TPM counts quite a few lawyers among its readership. And this should be a fairly straightforward question for people who are familiar with the federal court system. Who can clear this up for us.

Late Update: Perhaps this is part of the explanation. Yesterday on NPR’s All Things Considered, Professor Daniel Richman of Fordham Law School was asked to explain what grand juries do. Here was the exchange …

BLOCK: First, though, some explanation about the role of the grand jury. Daniel Richman is a former federal prosecutor in New York and now a professor at Fordham Law School. He says federal grand juries have two functions.

Professor DANIEL RICHMAN (Fordham Law School): One is to investigate, which many grand juries really don’t do much of, but special grand juries can be expected to do a lot of. The other is to screen, to determine whether the government has met its burden of having sufficient evidence to pursue a case formally before a court.

It’s a little unclear from the context in what way he’s using the word ‘special’. But the DOJ Criminal Resource manual contains a section on impaneling “Special Grand Juries”. And this resource guide at the University of Dayton website makes the following distinction about the terms federal grand juries can serve (emphasis added) …

Federal grand juries are of two types–regular and special. Regular grand juries sit for a basic term of 18 months, but that term can be extended up to another 6 months, which means their total possible term is 24 months. Special grand juries sit for 18 months, but their term can be extended for up to another 18 months; a court can extend a special grand jury’s term for 6 months, and can enter up to three such extensions, totaling 18 months.

Several TPM Reader lawyers have written in to say that Fitzgerald’s grand jury is just such a “special grand jury”. And if that’s so it would seem that he has a good deal more latitude to seek extensions — specifically, a year’s more latitude — than we’ve been led to believe. Others tell me that it’s a six month extension and that’s it.

USCourts.gov describes the difference between the two sorts of grand juries like this …

Today, there are two main types of grand juries: regular and special. A federal judge officially convenes both types of grand juries, though a prosecutor (someone from a U.S. Attorney’s office) actually conducts the proceedings. Regular grand juries are called to decide whether or not a prosecutor has presented enough evidence that a crime has been committed. Regular grand juries are convened for a period of 18 months, but may be required to sit as long as 24 months.

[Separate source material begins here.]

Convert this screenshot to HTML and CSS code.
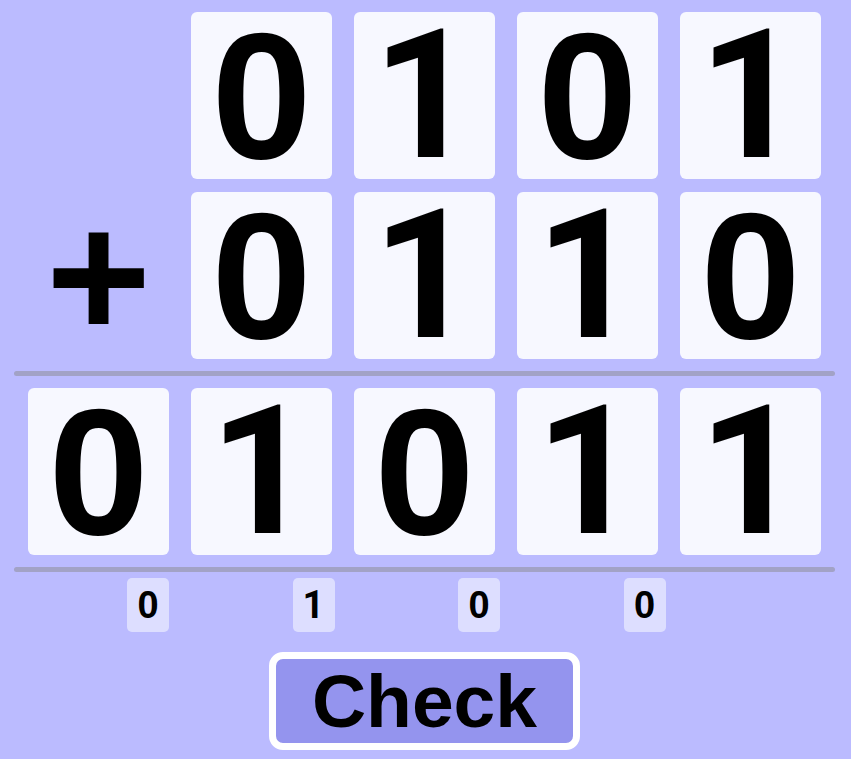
FILE: index.html
```html
<!DOCTYPE html>
<html>
<head>
<meta charset="utf-8">
<link rel="stylesheet" href="styles.css">
</head>
<body>
<div class="board">
  <div class="row">
    <div class="cell"></div>
    <div class="cell tile">0</div>
    <div class="cell tile one">1</div>
    <div class="cell tile">0</div>
    <div class="cell tile one">1</div>
  </div>
  <div class="row">
    <div class="cell op">+</div>
    <div class="cell tile">0</div>
    <div class="cell tile one">1</div>
    <div class="cell tile one">1</div>
    <div class="cell tile">0</div>
  </div>
  <div class="rule"></div>
  <div class="row">
    <div class="cell tile">0</div>
    <div class="cell tile one">1</div>
    <div class="cell tile">0</div>
    <div class="cell tile one">1</div>
    <div class="cell tile one">1</div>
  </div>
  <div class="rule rule-bottom"></div>
  <div class="carries">
    <div class="carry">0</div>
    <div class="carry one">1</div>
    <div class="carry">0</div>
    <div class="carry">0</div>
  </div>
  <div class="actions">
    <button class="check">Check</button>
  </div>
</div>
</body>
</html>
```

FILE: styles.css
```css
html, body {
  margin: 0;
  padding: 0;
  background: #bbbbff;
  font-family: "Liberation Sans", Arial, sans-serif;
  font-weight: bold;
  color: #000;
}

.board {
  width: 851px;
  height: 759px;
  padding-top: 12px;
  box-sizing: border-box;
}

.row {
  display: grid;
  grid-template-columns: repeat(5, 141px);
  column-gap: 22px;
  padding-left: 28px;
  margin-bottom: 13px;
}

.row + .rule {
  margin-top: -1px;
}

.cell {
  height: 167px;
  line-height: 167px;
  font-size: 180px;
  text-align: center;
}

.tile {
  background: #f7f8ff;
  border-radius: 6px;
}

.one {
  font-family: Roboto, "Liberation Sans", sans-serif;
}

.rule {
  height: 5px;
  margin: 0 16px 12px 14px;
  background: #a2a2c6;
  border-radius: 3px;
}

.rule-bottom {
  margin-bottom: 6px;
}

.carries {
  display: flex;
  padding-left: 127px;
  gap: 123.5px;
}

.carry {
  width: 42px;
  height: 54px;
  line-height: 54px;
  font-size: 38px;
  text-align: center;
  background: #dddeff;
  border-radius: 5px;
}

.actions {
  display: flex;
  justify-content: center;
  margin-top: 20px;
  padding-right: 2px;
}

.check {
  width: 311px;
  height: 98px;
  padding: 0;
  border: 7px solid #ffffff;
  border-radius: 14px;
  background: #9494ee;
  font-family: "Liberation Sans", Arial, sans-serif;
  font-weight: bold;
  font-size: 75px;
  line-height: 84px;
  color: #000;
  box-sizing: border-box;
}
```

Special grand juries are called to investigate a particular crime, usually one that is of some importance. Special grand juries are convened for a period of 18 months, and may be extended for six month intervals for a total of an additional 18 months.

If you’re knowledgable on this subject and have more to add please drop me a line.

Even Late Update: Another question. Did Fitzgerald a new grand jury in January 2004 when he took over the case? This brief from the case says the following (emphasis added) …

In late December 2003, the Attorney General recused himself from the investigation, and delegated his authority in connection with the investigation to Deputy Attorney General James B. Comey as Acting Attorney General. Id. at 4a, 192a-193a. Deputy Attorney General Comey, in turn, appointed Patrick J. Fitzgerald, United States Attorney for the Northern District of Illinois, as Special Counsel, and delegated full authority concerning the investigation to him. Ibid. The grand jury investigation began in January 2004.

That last passage is courtesy of TPM Reader SB.